Our Venue is the Buendia Chapel located at Dela Costa St., Makati City. As you would recall, the Buendia Chapel is the same venue for the Law Society’s Grand Launching and Induction Ceremony last August 21, 2008 (see lds.org.ph ‘Philippines Country Website’ August 21, 2008 and Liahona Magazine February 2009 issue) and so we feel that it would be a fitting site for the first year anniversary and provides the perfect venue for the working sessions of the event. Historically, Buendia Chapel is the very first chapel built by the LDS Church in the Philippines. Its location also is another factor for the choice of the venue. Urban lifestyle and affluence are nowhere more pronounced in the Philippines than in Makati, the country’s classiest city. Bustling and modern, it is the country’s model for city planning, rising in less than a decade from vast stretches of empty land to become the nation’s premier city. The affluent city southwest of Makati is the country’s financial center, earning it the nickname, “Wall Street of the Philippines.”
We will adjourn to the Bayan Chapel in Dasmarinas Cavite for our Closing Program and Dinner and be able to have a smell of fresh, cool air and a magnificent view of the country side on our way there. Before leaving Makati, we will have a brief visit to the World War II Manila American Cemetery and Memorial located at Fort Bonifacio in the district of Taguig, which is just the opposite side of the Buendia Chapel across Edsa. The cemetery is the final resting place for 17,206 American military dead lost during the War in the Pacific for New Guinea and the Philippines. A monument is inscribed with the names of 36,285 Americans whose remains were never found or identified. Twenty-five large mosaic maps around the chapel depict the Pacific campaigns. For Church history, the American Cemetery was where, Elder Gordon B. Hinckley, then Assistant to the Twelve, met with a small group of local servicemen, American residents, Filipino members and their families last April 28, 1961, to offer a prayer for the islands and open the islands for missionary work.

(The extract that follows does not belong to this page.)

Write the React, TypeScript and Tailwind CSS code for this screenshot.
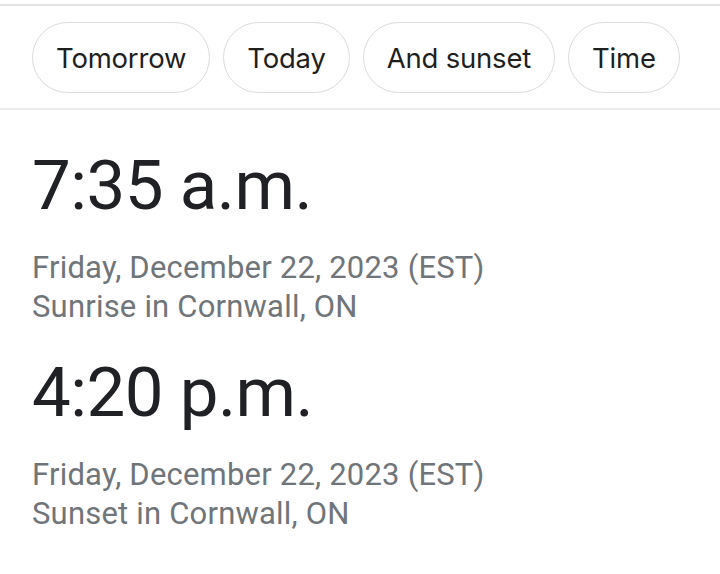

The first missionaries, Elders Ray Goodson, Harry Murray, Kent Lowe and Nestor Ledesma, arrived in Manila on June 5, 1961.
Our Delegates will include practitioners, students, judicial officers, government employees , key Church leaders and their families. They will provide an interesting range of perspectives, insightful comments, and provocative questions. We need and value your participation and contribution. Each delegate will inform, enlighten and uplift each other.
We look forward to seeing you all at the Conference. Please come prepared to enjoy the spirit and fellowship of our learned friends in the Law.